What seems to be clearly missing from Gilbert’s approach is seriousness towards objectivity, because though he states he recognizes the types of issues Wilson and others present he seems to simply dismiss those issues through his premises.  Essentially he says that yes I know what I am doing isn’t going to be precise or correct, but because we do not currently have the proper tools to make the study precise, I shall go ahead and use an imperfect method.  Imperfection is all we have right now and so it is okay for us to do this.  If this is the standard that had been used scientifically for the past two centuries, we might not be technologically where we are today.  By admitting to and still using highly imperfect studies, we set a barrier for ourselves for further development in the field.  Using Gilbert’s study and the consequent conclusions could be like accepting the concept of spontaneous generation by Aristotle, which held back science for at least 2 millennia.  Therefore, I really believe that Gilbert does not give critical importance to objectivity, and essentially understates the serious issues presented by many scientific studies, by stating that his magical mathematical trick will fix everything and allow us to use subjective reports.

Yes, it is very difficult to study the mind right now, but that does not mean we should implement incorrect, highly unscientific methods to achieve conclusions that we know in the long run will not help us get anywhere concretely.  Rather than making excuses about how we do not have the tools to do precise scientific studies and therefore justifying incorrect studies, the energies of the scientific minds should be engaged in trying to discover scientific methods that would work.  The journey of the discovery of knowledge is the basis for science, and giving up simply on the assumption that something is impossible at the moment is unacceptable.  This is why I believe, while it may be difficult now, it might not be impossible.  Centuries before us people never thought man could fly or go into space or land on the moon, and yet here we are today having accomplished all those things via several means.  It might be difficult today, but if the energy of intelligent minds is focused on the positive possibilities of discovery rather than the negativity of the current situation, we might actually get somewhere very profound in the study of the mind, even more so than what we know today.

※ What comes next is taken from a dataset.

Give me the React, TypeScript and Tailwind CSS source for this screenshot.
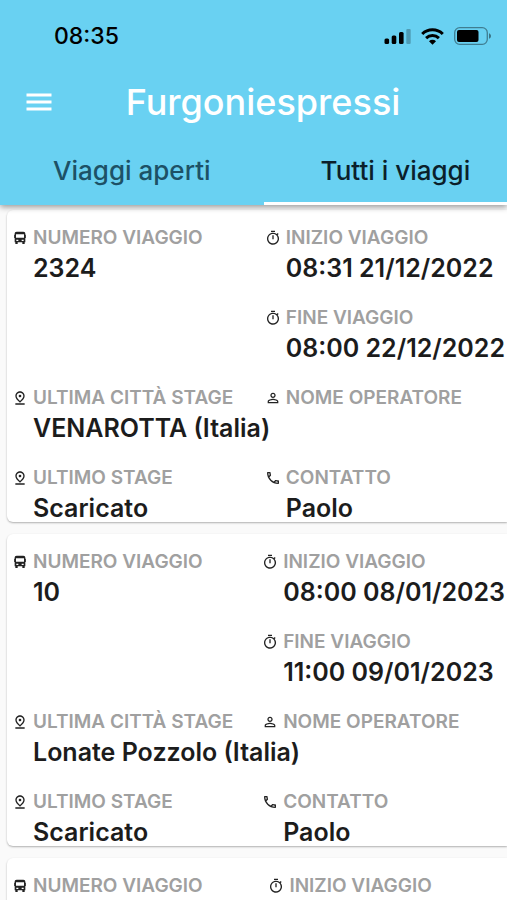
import { useState } from 'react'
import type { ReactNode } from 'react'
import { MdOutlinePhone, MdOutlinePinDrop, MdOutlineTimer, MdPersonOutline } from 'react-icons/md'

interface Trip {
  id: number
  number?: string
  start?: string
  details?: {
    end: string
    city: string
    stage: string
    operator: string
    contact: string
  }
}

const trips: Trip[] = [
  {
    id: 1,
    number: '2324',
    start: '08:31 21/12/2022',
    details: {
      end: '08:00 22/12/2022',
      city: 'VENAROTTA (Italia)',
      stage: 'Scaricato',
      operator: '',
      contact: 'Paolo',
    },
  },
  {
    id: 2,
    number: '10',
    start: '08:00 08/01/2023',
    details: {
      end: '11:00 09/01/2023',
      city: 'Lonate Pozzolo (Italia)',
      stage: 'Scaricato',
      operator: '',
      contact: 'Paolo',
    },
  },
  { id: 3 },
]

const tabs = ['Viaggi aperti', 'Tutti i viaggi']

function StatusBar() {
  return (
    <div className="flex h-[72px] items-center justify-between pr-4 pl-[54px] text-black">
      <span className="text-[23px] font-medium">08:35</span>
      <div className="flex items-center gap-[10px]">
        <svg className="h-[17px] w-[27px]" viewBox="0 0 27 17">
          <rect x="0.5" y="10.5" width="4.6" height="5.5" rx="1.5" />
          <rect x="7.7" y="7.5" width="4.6" height="8.5" rx="1.5" />
          <rect x="15" y="4" width="4.6" height="12" rx="1.5" />
          <rect x="22.3" y="1" width="4.4" height="15" rx="1" opacity="0.25" />
        </svg>
        <svg className="h-[17px] w-[23px]" viewBox="0 0 23 17" fill="none" stroke="currentColor" strokeWidth="3">
          <path d="M1.2 6a14.8 14.8 0 0 1 20.6 0" />
          <path d="M5.1 10.2a9.2 9.2 0 0 1 12.8 0" />
          <path d="M11.5 16.8 8 13.3a5 5 0 0 1 7 0Z" fill="currentColor" stroke="none" />
        </svg>
        <svg className="h-[18px] w-[37px]" viewBox="0 0 37 18">
          <rect x="0.7" y="0.7" width="32.6" height="16.6" rx="5" fill="none" stroke="currentColor" strokeWidth="1.3" opacity="0.4" />
          <rect x="3" y="3" width="21.5" height="12" rx="2" />
          <path d="M35 6.2c1.3.5 2 1.6 2 2.8s-.7 2.3-2 2.8Z" opacity="0.45" />
        </svg>
      </div>
    </div>
  )
}

function BusIcon() {
  return (
    <svg className="size-4" viewBox="0 0 24 24" fill="currentColor">
      <path
        fillRule="evenodd"
        d="M7 2.5h10c2 0 3 1 3 3V7h.8v5H20v6.5h-1V21h-3.5v-2.5h-7V21H5v-2.5H4V12h-.8V7H4V5.5c0-2 1-3 3-3ZM6 6.5v5h12v-5ZM6.500 14.5v2h3v-2ZM14.5 14.5v2h3v-2Z"
      />
    </svg>
  )
}

function Field({ icon, label, value }: { icon: ReactNode; label: string; value?: string }) {
  return (
    <div className="grid min-w-0 grid-cols-[16px_1fr] gap-x-[5px] whitespace-nowrap">
      <dt className="col-span-2 grid grid-cols-subgrid items-center text-[19px] leading-8 font-semibold text-[#a0a0a0]">
        <span className="text-base text-[#222222]">{icon}</span>
        {label}
      </dt>
      <dd className="col-start-2 h-7 text-[25px] leading-7 font-semibold text-[#1c1c1c]">{value}</dd>
    </div>
  )
}

function TripCard({ trip }: { trip: Trip }) {
  const { details } = trip

  return (
    <article className="rounded-l-md bg-white pt-3 pr-0.5 pl-[5px] shadow-[0_1px_2px_rgba(0,0,0,0.3)]">
      <dl className="grid grid-cols-[minmax(0,1fr)_minmax(48%,auto)] gap-y-5">
        <Field icon={<BusIcon />} label="NUMERO VIAGGIO" value={trip.number} />
        <Field icon={<MdOutlineTimer />} label="INIZIO VIAGGIO" value={trip.start} />
        {details && (
          <>
            <div className="col-start-2">
              <Field icon={<MdOutlineTimer />} label="FINE VIAGGIO" value={details.end} />
            </div>
            <Field icon={<MdOutlinePinDrop />} label="ULTIMA CITTÀ STAGE" value={details.city} />
            <Field icon={<MdPersonOutline />} label="NOME OPERATORE" value={details.operator} />
            <Field icon={<MdOutlinePinDrop />} label="ULTIMO STAGE" value={details.stage} />
            <Field icon={<MdOutlinePhone />} label="CONTATTO" value={details.contact} />
          </>
        )}
      </dl>
    </article>
  )
}

export default function App() {
  const [active, setActive] = useState(1)

  return (
    <div className="flex h-screen flex-col overflow-hidden bg-[#fafafa] font-['Inter',sans-serif]">
      {/* Header */}
      <header className="z-10 shrink-0 overflow-x-clip bg-[#69d1f2] shadow-[0_2px_6px_rgba(0,0,0,0.4)]">
        <StatusBar />
        <div className="grid h-[60px] grid-cols-[77px_1fr_58px] items-center text-white">
          <button aria-label="Menu" className="justify-self-center">
            <svg className="h-[18px] w-[26px]" viewBox="0 0 26 18" fill="currentColor">
              <rect x="0.5" y="0.5" width="25" height="3" />
              <rect x="0.5" y="7.5" width="25" height="3" />
              <rect x="0.5" y="14.5" width="25" height="3" />
            </svg>
          </button>
          <h1 className="text-center text-4xl font-medium">Furgoniespressi</h1>
        </div>
        <div className="grid grid-cols-[52%_52%]" role="tablist">
          {tabs.map((tab, i) => (
            <button
              key={tab}
              role="tab"
              aria-selected={active === i}
              onClick={() => setActive(i)}
              className={`h-[73px] border-b-[3px] pt-1.5 text-[26px] font-medium ${
                active === i ? 'border-white text-[#0b1f2b]' : 'border-transparent text-[#1d5166]'
              }`}
            >
              {tab}
            </button>
          ))}
        </div>
      </header>

      {/* Trips */}
      <main className="flex-1 space-y-3 overflow-hidden pt-[5px] pl-[7px]">
        {trips.map(trip => (
          <TripCard key={trip.id} trip={trip} />
        ))}
      </main>
    </div>
  )
}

I do believe one day something may be out of the reach of science to explain, since we do only live in a 3-D world with a very limited understanding of the 4th Dimension.  This limitation though may only come into play when explaining existence because there may be several other factors to the Universe on levels of dimensions we cannot even begin to comprehend, but figuring out the mind and how it works in our relevant existence is very much possible; we only need to be patient and continue to work diligently in order to discover new findings that may help us to understand the mind.

Through this paper I have discussed various issues presently facing the acceptance of subjective reports.  I have also discussed what Gilbert believes we should do, how his thinking maybe flawed, and how we may be misguided to follow his research methods.  As long as science exists I believe the scientific community will continue to remain objective and dismiss absurd studies like that of Gilbert’s.  Finally, I have also come into the impression that though it may be difficult to not do so, accepting impossibility is admitting defeat.

Work Cited

Gilbert, Daniel.  Stumbling on Happiness.  Vintage Books, 2005.

Nisbett, E. Richard and Timothy DeCamp Wilson.  “Telling more than we can know: Verbal reports on Mental Processes” American Psychological Association, Inc.  Volume 84.  May 1977: 231-260.